Your objective: Count every line of the material that holds the string "components". Respond with the total only.

┄┄┄┄┄┄┄┄┄┄┄┄┄┄┄┄┄┄┄┄

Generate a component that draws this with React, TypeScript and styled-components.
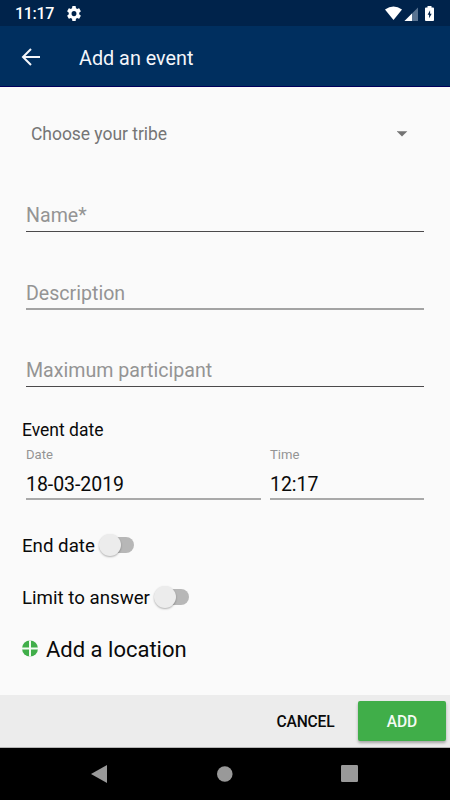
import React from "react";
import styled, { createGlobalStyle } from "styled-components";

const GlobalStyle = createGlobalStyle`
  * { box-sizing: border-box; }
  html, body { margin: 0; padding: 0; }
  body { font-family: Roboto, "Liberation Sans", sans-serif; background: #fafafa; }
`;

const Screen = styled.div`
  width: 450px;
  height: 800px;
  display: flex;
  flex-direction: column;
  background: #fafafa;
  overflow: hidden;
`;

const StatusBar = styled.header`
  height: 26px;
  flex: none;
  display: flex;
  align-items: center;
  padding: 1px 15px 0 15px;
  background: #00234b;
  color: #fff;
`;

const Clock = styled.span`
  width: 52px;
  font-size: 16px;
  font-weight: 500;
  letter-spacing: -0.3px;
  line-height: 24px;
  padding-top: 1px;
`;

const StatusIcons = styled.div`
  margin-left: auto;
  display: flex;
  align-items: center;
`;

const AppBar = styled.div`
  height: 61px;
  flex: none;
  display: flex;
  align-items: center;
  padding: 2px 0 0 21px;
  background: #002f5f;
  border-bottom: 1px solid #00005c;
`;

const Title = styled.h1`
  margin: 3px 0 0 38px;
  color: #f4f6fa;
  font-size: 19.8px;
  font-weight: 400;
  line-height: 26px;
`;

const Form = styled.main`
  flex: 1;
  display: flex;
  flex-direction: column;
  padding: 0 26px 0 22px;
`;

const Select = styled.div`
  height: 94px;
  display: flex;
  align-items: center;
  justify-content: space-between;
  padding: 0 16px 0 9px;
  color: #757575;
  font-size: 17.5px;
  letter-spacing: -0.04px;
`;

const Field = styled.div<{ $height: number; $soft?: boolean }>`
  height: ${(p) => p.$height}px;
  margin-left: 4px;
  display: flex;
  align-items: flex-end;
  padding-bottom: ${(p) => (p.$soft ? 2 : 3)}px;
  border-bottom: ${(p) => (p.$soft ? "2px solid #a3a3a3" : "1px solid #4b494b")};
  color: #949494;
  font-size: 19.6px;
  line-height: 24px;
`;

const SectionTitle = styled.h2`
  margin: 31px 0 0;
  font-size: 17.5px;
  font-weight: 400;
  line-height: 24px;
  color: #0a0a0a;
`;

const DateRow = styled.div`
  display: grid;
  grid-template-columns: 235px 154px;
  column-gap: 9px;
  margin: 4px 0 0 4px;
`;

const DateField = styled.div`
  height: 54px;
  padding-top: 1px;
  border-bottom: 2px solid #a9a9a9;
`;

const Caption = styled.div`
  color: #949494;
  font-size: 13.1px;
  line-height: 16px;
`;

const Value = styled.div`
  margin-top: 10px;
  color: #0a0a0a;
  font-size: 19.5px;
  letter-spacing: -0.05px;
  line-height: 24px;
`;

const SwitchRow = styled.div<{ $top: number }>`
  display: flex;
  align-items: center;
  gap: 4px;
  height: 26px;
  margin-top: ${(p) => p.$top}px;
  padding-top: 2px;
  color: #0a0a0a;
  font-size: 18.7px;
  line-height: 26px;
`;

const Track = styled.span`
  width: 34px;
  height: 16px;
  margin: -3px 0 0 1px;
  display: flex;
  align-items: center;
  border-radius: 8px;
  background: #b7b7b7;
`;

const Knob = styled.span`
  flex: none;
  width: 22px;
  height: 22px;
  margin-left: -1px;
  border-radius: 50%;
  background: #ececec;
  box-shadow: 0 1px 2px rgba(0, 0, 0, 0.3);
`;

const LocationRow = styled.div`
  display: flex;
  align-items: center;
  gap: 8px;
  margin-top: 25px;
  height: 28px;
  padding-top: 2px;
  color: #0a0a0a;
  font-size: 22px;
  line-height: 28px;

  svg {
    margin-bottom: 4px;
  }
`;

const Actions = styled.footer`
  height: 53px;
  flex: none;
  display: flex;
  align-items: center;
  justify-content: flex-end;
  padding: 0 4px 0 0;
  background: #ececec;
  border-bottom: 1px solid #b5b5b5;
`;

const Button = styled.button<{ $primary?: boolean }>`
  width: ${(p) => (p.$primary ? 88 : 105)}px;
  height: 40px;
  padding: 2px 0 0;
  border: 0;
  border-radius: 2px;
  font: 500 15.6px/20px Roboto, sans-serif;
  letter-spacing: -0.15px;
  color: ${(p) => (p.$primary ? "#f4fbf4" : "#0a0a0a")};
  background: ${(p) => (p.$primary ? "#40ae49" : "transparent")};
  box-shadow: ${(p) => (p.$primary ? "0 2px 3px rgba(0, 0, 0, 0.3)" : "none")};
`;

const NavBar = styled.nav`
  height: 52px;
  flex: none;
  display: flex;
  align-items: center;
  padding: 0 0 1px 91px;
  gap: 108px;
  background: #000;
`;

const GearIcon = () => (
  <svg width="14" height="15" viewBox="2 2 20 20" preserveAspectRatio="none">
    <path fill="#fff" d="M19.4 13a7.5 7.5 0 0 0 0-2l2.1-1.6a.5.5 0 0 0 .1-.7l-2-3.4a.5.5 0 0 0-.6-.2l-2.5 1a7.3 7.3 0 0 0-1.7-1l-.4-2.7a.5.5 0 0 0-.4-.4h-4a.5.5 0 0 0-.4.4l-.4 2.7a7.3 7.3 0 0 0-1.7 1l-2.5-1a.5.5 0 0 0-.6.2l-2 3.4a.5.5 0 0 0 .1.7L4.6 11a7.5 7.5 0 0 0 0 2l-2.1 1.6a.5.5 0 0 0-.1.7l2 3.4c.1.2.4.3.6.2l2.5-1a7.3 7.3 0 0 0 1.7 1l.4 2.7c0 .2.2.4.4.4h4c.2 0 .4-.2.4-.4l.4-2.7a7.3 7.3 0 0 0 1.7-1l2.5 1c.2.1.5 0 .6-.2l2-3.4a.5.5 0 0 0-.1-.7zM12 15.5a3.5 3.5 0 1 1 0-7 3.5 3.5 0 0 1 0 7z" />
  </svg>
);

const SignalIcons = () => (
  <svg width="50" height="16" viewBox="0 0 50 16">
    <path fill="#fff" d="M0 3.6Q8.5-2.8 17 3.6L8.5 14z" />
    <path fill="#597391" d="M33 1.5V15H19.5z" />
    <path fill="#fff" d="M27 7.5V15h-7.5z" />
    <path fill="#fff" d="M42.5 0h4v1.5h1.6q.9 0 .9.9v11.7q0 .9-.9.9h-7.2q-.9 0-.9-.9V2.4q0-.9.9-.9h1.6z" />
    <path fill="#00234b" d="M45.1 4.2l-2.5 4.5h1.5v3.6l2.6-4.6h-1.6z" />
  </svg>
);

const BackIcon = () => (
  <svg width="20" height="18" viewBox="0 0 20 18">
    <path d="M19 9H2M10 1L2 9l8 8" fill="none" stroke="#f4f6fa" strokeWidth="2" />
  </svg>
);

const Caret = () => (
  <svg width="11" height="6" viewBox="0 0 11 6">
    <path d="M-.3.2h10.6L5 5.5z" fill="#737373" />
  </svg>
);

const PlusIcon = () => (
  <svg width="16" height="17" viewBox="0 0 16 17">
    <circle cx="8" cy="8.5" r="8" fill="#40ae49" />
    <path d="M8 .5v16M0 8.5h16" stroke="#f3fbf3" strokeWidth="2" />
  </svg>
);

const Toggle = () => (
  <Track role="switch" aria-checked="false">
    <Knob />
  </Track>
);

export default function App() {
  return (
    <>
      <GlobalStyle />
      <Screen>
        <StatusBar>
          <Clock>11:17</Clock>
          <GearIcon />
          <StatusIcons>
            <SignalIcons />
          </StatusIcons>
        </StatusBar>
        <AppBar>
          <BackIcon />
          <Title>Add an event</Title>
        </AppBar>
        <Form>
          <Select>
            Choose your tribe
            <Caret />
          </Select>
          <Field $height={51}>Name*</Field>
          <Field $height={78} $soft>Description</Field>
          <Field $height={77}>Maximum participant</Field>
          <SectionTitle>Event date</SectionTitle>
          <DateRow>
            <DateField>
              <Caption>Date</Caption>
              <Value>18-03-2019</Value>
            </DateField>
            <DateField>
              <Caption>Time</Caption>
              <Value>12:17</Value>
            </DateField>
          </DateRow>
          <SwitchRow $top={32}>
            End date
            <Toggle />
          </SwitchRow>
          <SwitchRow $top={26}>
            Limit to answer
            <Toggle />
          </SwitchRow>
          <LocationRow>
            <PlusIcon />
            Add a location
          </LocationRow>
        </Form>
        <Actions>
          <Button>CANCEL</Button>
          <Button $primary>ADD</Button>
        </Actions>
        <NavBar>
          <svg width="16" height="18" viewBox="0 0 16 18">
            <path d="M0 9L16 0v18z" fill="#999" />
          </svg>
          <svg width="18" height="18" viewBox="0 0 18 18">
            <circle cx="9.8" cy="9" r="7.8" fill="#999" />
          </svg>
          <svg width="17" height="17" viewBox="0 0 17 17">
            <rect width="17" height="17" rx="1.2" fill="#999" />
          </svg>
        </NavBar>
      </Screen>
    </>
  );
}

┄┄┄┄┄┄┄┄┄┄┄┄┄┄┄┄┄┄┄┄

Exercise answer: 2